Monday’s $13.4 billion merger agreement between First Union Corp. and Wachovia Corp. has caused a stir among the M&A and accounting sets. Why?
Because the deal will be completed using the purchase method of accounting rather than pooling, traditionally the preferred accounting method among banks because it allows them to avoid amortization of goodwill and earnings dilution.
But with FASB expected to eliminate pooling and the amortization of goodwill by June 30, it is not surprising that the North Carolina-based banks would feel less threatened by the purchase method.
Certainly, First Union’s CFO Robert Kelly sees other advantages to the purchase rule changes. “It provides us with a lot more flexibility than pooling in that we can undertake much more active balance-sheet management like stock buybacks and divestitures immediately if we so desire,” he said in the merger conference call.
However, it takes more than desire to get purchase treatment.
Among the terms of the deal, Wachovia’s board is expected to approve a special 48 cents per common share dividend, payable prior to the deal’s expected closing in the third quarter. According to a Wachovia spokesman, the dividend is compensation to Wachovia shareholders because under the deal’s terms, they would for a time receive a dividend below the company’s recent level.
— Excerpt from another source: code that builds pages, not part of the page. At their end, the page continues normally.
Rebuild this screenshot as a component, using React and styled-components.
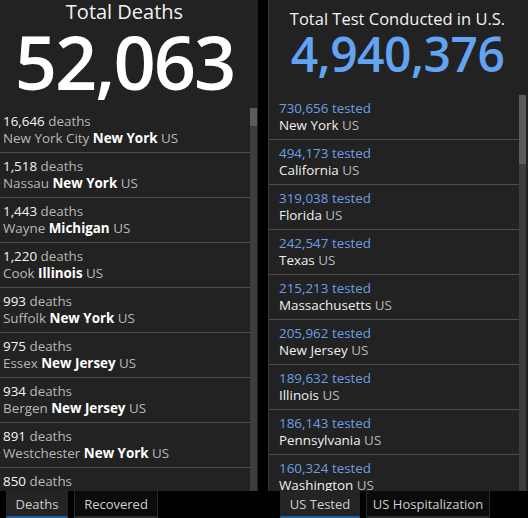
import React from 'react';
import styled, { createGlobalStyle } from 'styled-components';

const deaths = [
  { count: '16,646', place: 'New York City', state: 'New York' },
  { count: '1,518', place: 'Nassau', state: 'New York' },
  { count: '1,443', place: 'Wayne', state: 'Michigan' },
  { count: '1,220', place: 'Cook', state: 'Illinois' },
  { count: '993', place: 'Suffolk', state: 'New York' },
  { count: '975', place: 'Essex', state: 'New Jersey' },
  { count: '934', place: 'Bergen', state: 'New Jersey' },
  { count: '891', place: 'Westchester', state: 'New York' },
  { count: '850', place: 'Hudson', state: 'New Jersey' },
];

const tested = [
  { count: '730,656', state: 'New York' },
  { count: '494,173', state: 'California' },
  { count: '319,038', state: 'Florida' },
  { count: '242,547', state: 'Texas' },
  { count: '215,213', state: 'Massachusetts' },
  { count: '205,962', state: 'New Jersey' },
  { count: '189,632', state: 'Illinois' },
  { count: '186,143', state: 'Pennsylvania' },
  { count: '160,324', state: 'Washington' },
];

const GlobalStyle = createGlobalStyle`
  html, body {
    margin: 0;
    padding: 0;
    background: #000;
  }
  body {
    font-family: "Open Sans", "Liberation Sans", sans-serif;
  }
`;

const Dashboard = styled.div`
  display: grid;
  grid-template-columns: 258px 260px;
  column-gap: 10px;
  width: 528px;
  height: 518px;
  overflow: hidden;
  background: #000;
`;

const Column = styled.div`
  display: flex;
  flex-direction: column;
  min-width: 0;
`;

const Panel = styled.section`
  height: 491px;
  display: flex;
  flex-direction: column;
  background: #222;
  border-left: ${(p) => (p.$bordered ? '1px solid #3a3a3a' : 'none')};
  padding-right: ${(p) => p.$padRight}px;
  overflow: hidden;
`;

const Header = styled.header`
  height: ${(p) => p.$height}px;
  flex: none;
  display: flex;
  flex-direction: column;
  align-items: center;
  padding-top: ${(p) => p.$padTop}px;
  padding-right: ${(p) => p.$shift}px;
  box-sizing: border-box;
`;

const Title = styled.div`
  font-size: ${(p) => p.$size}px;
  line-height: 22px;
  color: #f2f2f2;
`;

const BigNumber = styled.div`
  font-size: ${(p) => p.$size}px;
  line-height: ${(p) => p.$lh}px;
  font-weight: 600;
  letter-spacing: ${(p) => p.$spacing}px;
  color: ${(p) => p.$color};
`;

const ListArea = styled.div`
  flex: 1;
  display: flex;
  min-height: 0;
`;

const Items = styled.ul`
  flex: 1;
  list-style: none;
  margin: 0;
  padding: 0;
  overflow: hidden;
`;

const Row = styled.li`
  padding: 5px ${(p) => p.$indent}px 5px;
  border-bottom: 1px solid #4e4e4e;
  font-size: 13.4px;
  line-height: 17px;
  color: #b8b8b8;
  white-space: nowrap;
`;

const Count = styled.span`
  color: ${(p) => p.$color};
`;

const Bold = styled.b`
  font-weight: 700;
  color: #fff;
`;

const Region = styled.span`
  color: #f0f0f0;
`;

const Track = styled.div`
  width: 7px;
  flex: none;
  background: #3d3d3d;
`;

const Thumb = styled.div`
  height: ${(p) => p.$height}px;
  background: #5c5c5c;
`;

const TabBar = styled.nav`
  height: 27px;
  display: flex;
  gap: 6px;
  padding-left: ${(p) => p.$indent}px;
`;

const Tab = styled.div`
  width: ${(p) => p.$width}px;
  box-sizing: border-box;
  display: flex;
  align-items: center;
  justify-content: center;
  font-size: 13px;
  line-height: 16px;
  color: #cfcfcf;
  background: ${(p) => (p.$active ? '#242424' : '#0b0b0b')};
  border: 1px solid ${(p) => (p.$active ? '#242424' : '#2c2c2c')};
  border-bottom: 2px solid ${(p) => (p.$active ? '#1f5f9e' : '#2c2c2c')};
  border-top: none;
`;

export default function App() {
  return (
    <>
      <GlobalStyle />
      <Dashboard>
        <Column>
          <Panel $padRight={1}>
            <Header $height={108} $padTop={1} $shift={8}>
              <Title $size={20}>Total Deaths</Title>
              <BigNumber $size={74} $lh={78} $spacing={-2} $color="#fff">52,063</BigNumber>
            </Header>
            <ListArea>
              <Items>
                {deaths.map((d) => (
                  <Row key={d.place} $indent={3}>
                    <div>
                      <Count $color="#f4f4f4">{d.count}</Count> deaths
                    </div>
                    <div>
                      {d.place} <Bold>{d.state}</Bold> US
                    </div>
                  </Row>
                ))}
              </Items>
              <Track>
                <Thumb $height={18} />
              </Track>
            </ListArea>
          </Panel>
          <TabBar $indent={6}>
            <Tab $width={62} $active>Deaths</Tab>
            <Tab $width={84}>Recovered</Tab>
          </TabBar>
        </Column>
        <Column>
          <Panel $bordered $padRight={2}>
            <Header $height={95} $padTop={8} $shift={0}>
              <Title $size={16.5}>Total Test Conducted in U.S.</Title>
              <BigNumber $size={48} $lh={47} $spacing={-0.5} $color="#63a4f2">4,940,376</BigNumber>
            </Header>
            <ListArea>
              <Items>
                {tested.map((t) => (
                  <Row key={t.state} $indent={10}>
                    <div>
                      <Count $color="#6b9fe4">{t.count} tested</Count>
                    </div>
                    <div>
                      <Region>{t.state}</Region> US
                    </div>
                  </Row>
                ))}
              </Items>
              <Track>
                <Thumb $height={69} />
              </Track>
            </ListArea>
          </Panel>
          <TabBar $indent={12}>
            <Tab $width={80} $active>US Tested</Tab>
            <Tab $width={124}>US Hospitalization</Tab>
          </TabBar>
        </Column>
      </Dashboard>
    </>
  );
}
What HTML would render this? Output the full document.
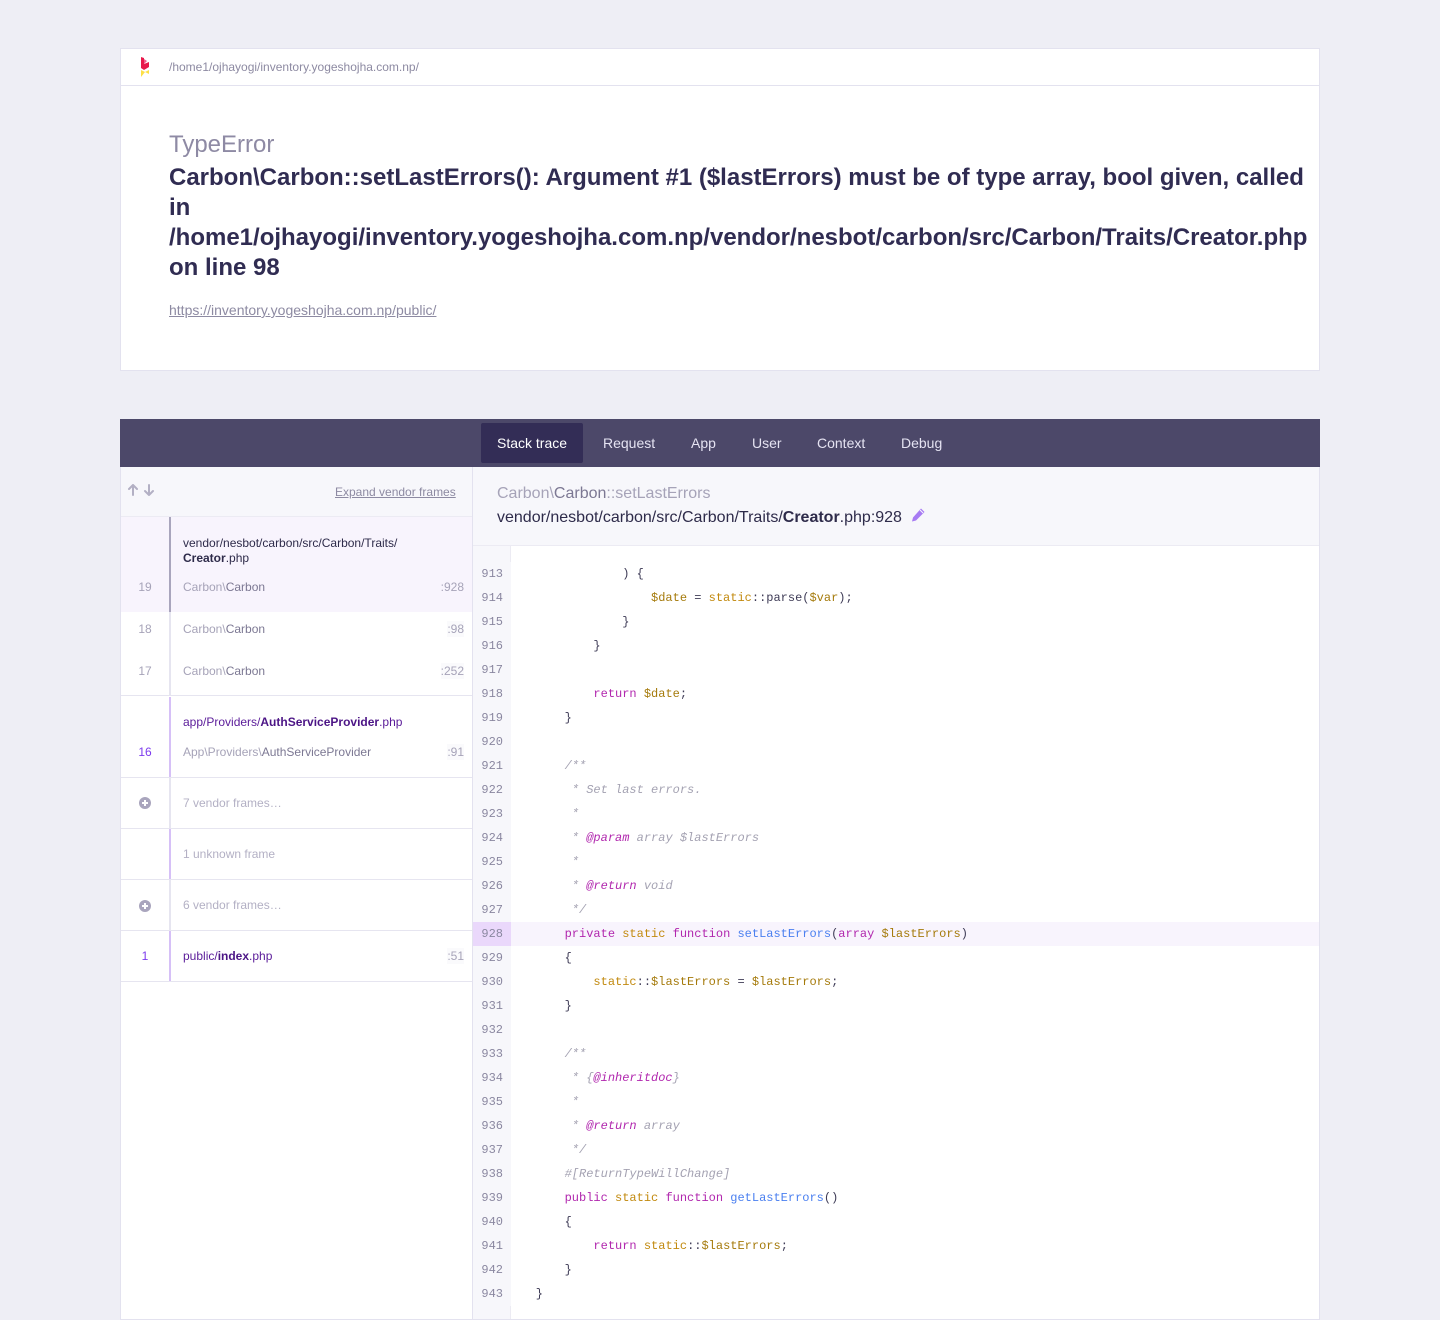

Todd Johnson, senior project manager at FASB, says Wachovia’s special dividend may conflict with a criterion for pooling, thereby requiring the deal to be accounted for as a purchase — not that the companies mind much. “They are not worried about the earnings penalty under the purchase method since goodwill [will] not have to be amortized,” Johnson says. “If the standards weren’t changed, they might feel differently about it.”
The macro trend, as reported in the CFO.com article “Why Pepsi Loves Pooling,” shows that some companies are straining to qualify for the [soon to be extinct] treatment.
A glaring exception came with the recent deal between Bergen Brunswig and AmeriSource. It was structured to be contingent on the issuance of the new standards for purchase accounting.
The combined company, to be known as Wachovia Corp., expects $890 million in pretax cost savings per annum over a three-year integration period. Also, it anticipates a one-time integration charge of $1.45 billion. Excluding some purchase accounting adjustments, Kelly says, “the cash charge would be lower; probably by about $100 million.”
But not everything is an exact science, as he explains. Says Kelly of the adjustments: “We have to mark to market the Wachovia balance sheet; fixed assets, loans, deposits, investments, options, benefit programs, etc.” He adds that it’s hard to know exactly what those numbers will be because it depends on where you identify branches and people.
The assumed impact of divestitures is $30 million on a net income basis foregone.
Here’s what this means: As the banks eliminate some of the branches that are too close to each other, the cost incurred will be about $30 million in net income. But the incomes that are lost are much less than the incomes saved. Why? Expected expense efficiencies of $303 million cancel out the $30 million from divestitures and $273 million in amortization of core deposits in 2002 and beyond.
As for share buybacks, Kelly says the purchase accounting method will offer significant flexibility to optimally manage and redeploy excess capital. “I wouldn’t say I’m going to be aggressively buying back stock,” he adds, “but the good news is that we have the option to do it.”
The combined company expects about $2.5 billion in excess capital that it anticipates will grow at a rate of 15 percent per annum beginning in 2002.
What does the company plan to do with this excess capital?
- “If we took the $2.5 billion in excess free capital and reinvested it in our shares — which is a very simple thing to do and the one which would be the least attractive — we could generate a per annum share impact of 20 cents a share,” he says.
- Invested internally with a hurdle rate of 15 percent, the impact is 27 cents a share, Kelly adds.
Of course, all bets are off if another bidder comes along and tops First Union’s offer. After all, First Union is only shelling out a slight premium to Wachovia’s closing stock prior to the deal’s announcement.
However, Kelly dismissed a suggestion on the call that another bidder will likely come into play. That said, he is prepared. “Hostile bids in our industry, of course, are enormously difficult,” he says. “We’ve taken this into account in our structuring of the merger, particularly in a post pooling world.”